**DATASET SECTION:**
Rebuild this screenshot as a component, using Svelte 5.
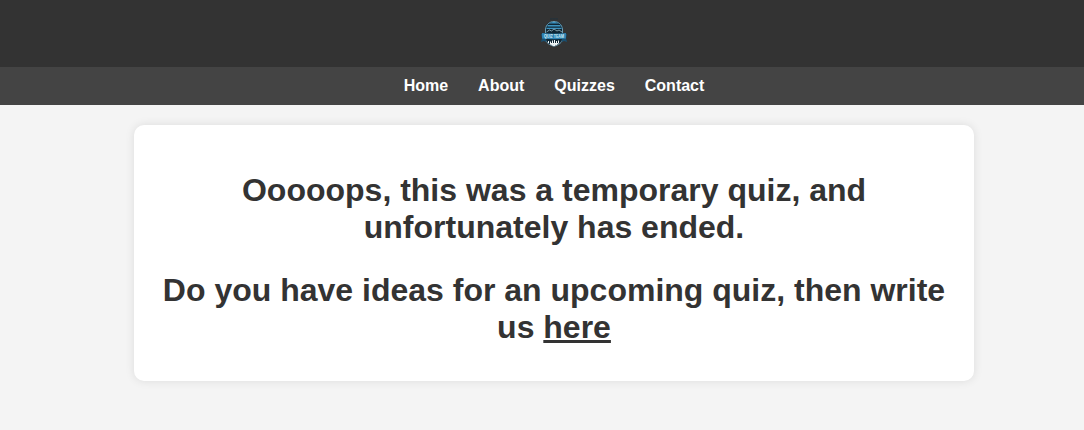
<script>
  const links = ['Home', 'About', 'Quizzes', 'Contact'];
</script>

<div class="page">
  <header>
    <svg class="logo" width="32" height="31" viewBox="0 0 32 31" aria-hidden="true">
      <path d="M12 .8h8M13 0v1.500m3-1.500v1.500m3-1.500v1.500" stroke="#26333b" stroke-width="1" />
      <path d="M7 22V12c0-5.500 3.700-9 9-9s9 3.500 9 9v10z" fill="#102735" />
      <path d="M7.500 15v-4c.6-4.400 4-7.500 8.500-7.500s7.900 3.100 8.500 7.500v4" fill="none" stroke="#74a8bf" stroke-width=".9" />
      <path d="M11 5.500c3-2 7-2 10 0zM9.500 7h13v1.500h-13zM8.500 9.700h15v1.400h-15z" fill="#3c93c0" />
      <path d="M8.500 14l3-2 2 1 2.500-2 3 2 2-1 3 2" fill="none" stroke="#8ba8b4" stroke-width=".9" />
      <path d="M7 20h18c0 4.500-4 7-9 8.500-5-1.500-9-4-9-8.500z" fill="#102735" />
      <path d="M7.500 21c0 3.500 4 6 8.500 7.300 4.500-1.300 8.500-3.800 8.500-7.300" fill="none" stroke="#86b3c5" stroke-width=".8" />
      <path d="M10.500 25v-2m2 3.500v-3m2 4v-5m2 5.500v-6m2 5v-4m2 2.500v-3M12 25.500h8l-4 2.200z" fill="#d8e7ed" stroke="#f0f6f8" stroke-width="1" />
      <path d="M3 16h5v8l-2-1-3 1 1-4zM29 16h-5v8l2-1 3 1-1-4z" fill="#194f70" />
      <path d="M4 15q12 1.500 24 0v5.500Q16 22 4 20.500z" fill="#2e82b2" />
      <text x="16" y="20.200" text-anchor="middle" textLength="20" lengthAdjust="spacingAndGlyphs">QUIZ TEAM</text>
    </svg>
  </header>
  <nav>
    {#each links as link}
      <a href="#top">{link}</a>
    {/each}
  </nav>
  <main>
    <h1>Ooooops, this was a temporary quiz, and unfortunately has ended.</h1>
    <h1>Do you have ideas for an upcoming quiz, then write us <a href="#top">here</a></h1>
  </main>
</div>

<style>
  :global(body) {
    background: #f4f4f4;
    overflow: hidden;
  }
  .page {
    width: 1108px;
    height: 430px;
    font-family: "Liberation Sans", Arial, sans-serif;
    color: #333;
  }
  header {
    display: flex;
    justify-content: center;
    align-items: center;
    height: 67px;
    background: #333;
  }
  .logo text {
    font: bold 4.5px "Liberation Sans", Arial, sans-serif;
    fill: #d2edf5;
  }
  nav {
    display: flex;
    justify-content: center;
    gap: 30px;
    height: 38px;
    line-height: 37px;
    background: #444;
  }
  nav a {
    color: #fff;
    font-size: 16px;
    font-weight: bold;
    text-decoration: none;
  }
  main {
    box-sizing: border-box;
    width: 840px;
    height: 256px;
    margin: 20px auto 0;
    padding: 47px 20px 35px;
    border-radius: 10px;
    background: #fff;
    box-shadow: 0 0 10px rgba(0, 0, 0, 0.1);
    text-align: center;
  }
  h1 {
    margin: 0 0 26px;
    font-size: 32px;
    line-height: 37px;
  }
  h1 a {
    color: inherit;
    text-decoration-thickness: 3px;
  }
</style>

**GOAL:** Locate all lines holding the word "this", then copy them out.

**SOLVED PROBLEM:**
Rebuild this screenshot as a component, using Svelte 5.
    <h1>Ooooops, this was a temporary quiz, and unfortunately has ended.</h1>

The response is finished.